Web page code records:

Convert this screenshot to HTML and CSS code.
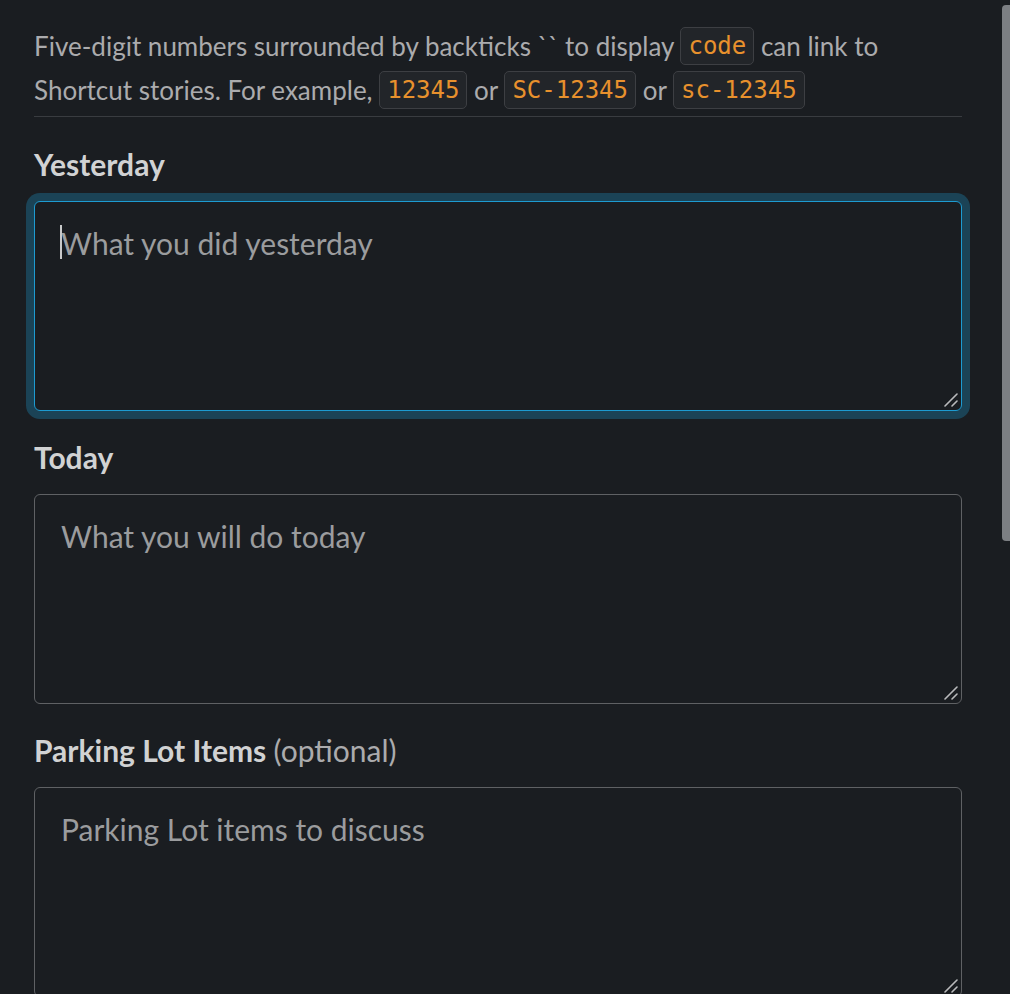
FILE: index.html
```html
<!DOCTYPE html>
<html lang="en">
<head>
<meta charset="utf-8">
<title>Standup</title>
<link rel="stylesheet" href="styles.css">
</head>
<body>
<main class="form">
  <p class="intro">Five-digit numbers surrounded by backticks `` to display <code class="tag">code</code> can link to Shortcut stories. For example, <code class="tag">12345</code> or <code class="tag">SC-12345</code> or <code class="tag">sc-12345</code></p>

  <div class="field">
    <label class="label" for="y">Yesterday</label>
    <div class="box-wrap">
      <textarea id="y" class="box focused" placeholder="What you did yesterday"></textarea>
      <span class="caret"></span>
      <svg class="grip" viewBox="0 0 14 14" width="14" height="14"><path d="M1 13 L13 1 M8 13 L13 8" stroke="#b9babc" stroke-width="1.6" stroke-linecap="round" fill="none"/></svg>
    </div>
  </div>

  <div class="field">
    <label class="label" for="t">Today</label>
    <div class="box-wrap">
      <textarea id="t" class="box" placeholder="What you will do today"></textarea>
      <svg class="grip" viewBox="0 0 14 14" width="14" height="14"><path d="M1 13 L13 1 M8 13 L13 8" stroke="#b9babc" stroke-width="1.6" stroke-linecap="round" fill="none"/></svg>
    </div>
  </div>

  <div class="field">
    <label class="label" for="p">Parking Lot Items <span class="opt">(optional)</span></label>
    <div class="box-wrap">
      <textarea id="p" class="box" placeholder="Parking Lot items to discuss"></textarea>
      <svg class="grip" viewBox="0 0 14 14" width="14" height="14"><path d="M1 13 L13 1 M8 13 L13 8" stroke="#b9babc" stroke-width="1.6" stroke-linecap="round" fill="none"/></svg>
    </div>
  </div>
</main>
<div class="scrollbar"></div>
</body>
</html>
```

FILE: styles.css
```css
html, body {
  margin: 0;
  padding: 0;
  background: #1a1d21;
  color-scheme: dark;
  overflow: hidden;
}

body {
  font-family: Lato, "Noto Sans", sans-serif;
  height: 994px;
}

.form {
  width: 928px;
  padding: 24px 0 0 34px;
}

.intro {
  margin: 0;
  font-size: 26px;
  line-height: 44px;
  color: #ababad;
  padding-bottom: 4px;
  border-bottom: 1px solid #393c40;
}

.tag {
  display: inline-block;
  font-family: "DejaVu Sans Mono", "Liberation Mono", monospace;
  font-size: 24px;
  line-height: 28px;
  padding: 4px 7px;
  border: 1px solid #3d3f43;
  border-radius: 5px;
  background: #222529;
  color: #e8912d;
  vertical-align: 2px;
}

.field {
  display: flex;
  flex-direction: column;
  margin-top: 30px;
}

.field + .field {
  margin-top: 29px;
}

.label {
  font-size: 30px;
  line-height: 34px;
  font-weight: 700;
  color: #d1d2d3;
  margin-bottom: 20px;
}

.opt {
  font-weight: 400;
  color: #ababad;
}

.box-wrap {
  position: relative;
  display: flex;
}

.box {
  flex: 1;
  box-sizing: border-box;
  height: 210px;
  margin: 0;
  padding: 20px 26px;
  background: #1a1d21;
  border: 1px solid #5f6164;
  border-radius: 6px;
  font-family: Lato, "Noto Sans", sans-serif;
  font-size: 30px;
  line-height: 42px;
  color: #d1d2d3;
  resize: none;
  outline: none;
}

.box::placeholder {
  color: #9b9c9e;
  opacity: 1;
}

.box.focused {
  border-color: #1d9bd1;
  box-shadow: 0 0 0 8px rgba(29, 155, 209, 0.3);
}

.caret {
  position: absolute;
  left: 26px;
  top: 24px;
  width: 2px;
  height: 34px;
  background: #c8c9ca;
}

.grip {
  position: absolute;
  right: 4px;
  bottom: 4px;
}

.scrollbar {
  position: absolute;
  top: 5px;
  right: 0;
  width: 8px;
  height: 536px;
  background: #7c7f83;
  border-radius: 4px 0 0 4px;
}
```
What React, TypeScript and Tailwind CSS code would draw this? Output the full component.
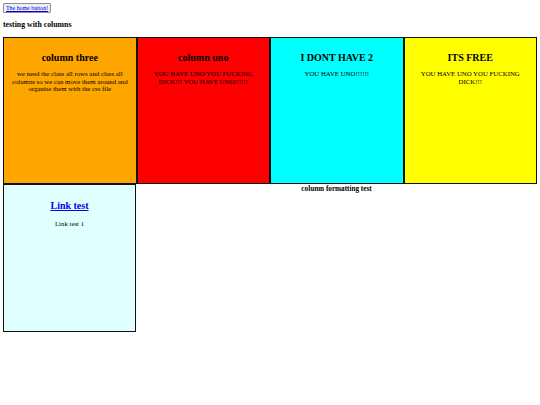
const columns = [
  {
    title: "column three",
    text: "we need the class all rows and class all columns so we can move them around and organise them with the css file",
    bg: "bg-[#ffa500]",
  },
  {
    title: "column uno",
    text: "YOU HAVE UNO YOU FUCKING DICK!!! YOU HAVE UNO!!!!!!",
    bg: "bg-[#ff0000]",
  },
  { title: "I DONT HAVE 2", text: "YOU HAVE UNO!!!!!!", bg: "bg-[#00ffff]" },
  { title: "ITS FREE", text: "YOU HAVE UNO YOU FUCKING DICK!!!", bg: "bg-[#ffff00]" },
];

export default function App() {
  return (
    <div className="min-h-[405px] w-[540px] bg-white p-[3px] text-black leading-[8px] font-['Liberation_Serif',serif]">
      <button className="block h-[10px] border border-[#8f8f8f] bg-[#efefef] px-[2px] text-[5.9px] leading-[8px] rounded-[1px]">
        <a href="#" className="text-[#0000ee] underline">
          The home button!
        </a>
      </button>

      <h4 className="mt-[7px] mb-[8px] text-[7.8px] font-bold leading-[9px]">testing with columns</h4>

      <div className="grid grid-cols-4">
        {columns.map((col) => (
          <div
            key={col.title}
            className={`h-[147px] border border-[#111] ${col.bg} px-[7px] pt-[6px] text-center`}
          >
            <h2 className="mt-[8px] mb-[7px] text-[10px] font-bold leading-[11px]">{col.title}</h2>
            <p className="text-[6.8px] leading-[7.6px]">{col.text}</p>
          </div>
        ))}
      </div>

      <div className="flex">
        <div className="h-[148px] w-[133px] border border-[#111] bg-[#e0ffff] px-[7px] pt-[7px] text-center">
          <h2 className="mt-[8px] mb-[9px] text-[10px] font-bold leading-[11px]">
            <a href="#" className="text-[#0000ee] underline">
              Link test
            </a>
          </h2>
          <p className="text-[6.8px] leading-[7.6px]">Link test 1</p>
        </div>
        <h4 className="flex-1 pt-[1px] text-center text-[7.2px] font-bold leading-[8px]">
          column formatting test
        </h4>
      </div>
    </div>
  );
}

■ **Exercise aim**
For the material above, give again only the lines starting at the line that contains "What React, TypeScript" and ending at the line that contains "mb-[8px] text-[7.8px] font-bold". Pictures do not belong in the copy.

■ **Solution to this task**
What React, TypeScript and Tailwind CSS code would draw this? Output the full component.
const columns = [
  {
    title: "column three",
    text: "we need the class all rows and class all columns so we can move them around and organise them with the css file",
    bg: "bg-[#ffa500]",
  },
  {
    title: "column uno",
    text: "YOU HAVE UNO YOU FUCKING DICK!!! YOU HAVE UNO!!!!!!",
    bg: "bg-[#ff0000]",
  },
  { title: "I DONT HAVE 2", text: "YOU HAVE UNO!!!!!!", bg: "bg-[#00ffff]" },
  { title: "ITS FREE", text: "YOU HAVE UNO YOU FUCKING DICK!!!", bg: "bg-[#ffff00]" },
];

export default function App() {
  return (
    <div className="min-h-[405px] w-[540px] bg-white p-[3px] text-black leading-[8px] font-['Liberation_Serif',serif]">
      <button className="block h-[10px] border border-[#8f8f8f] bg-[#efefef] px-[2px] text-[5.9px] leading-[8px] rounded-[1px]">
        <a href="#" className="text-[#0000ee] underline">
          The home button!
        </a>
      </button>

      <h4 className="mt-[7px] mb-[8px] text-[7.8px] font-bold leading-[9px]">testing with columns</h4>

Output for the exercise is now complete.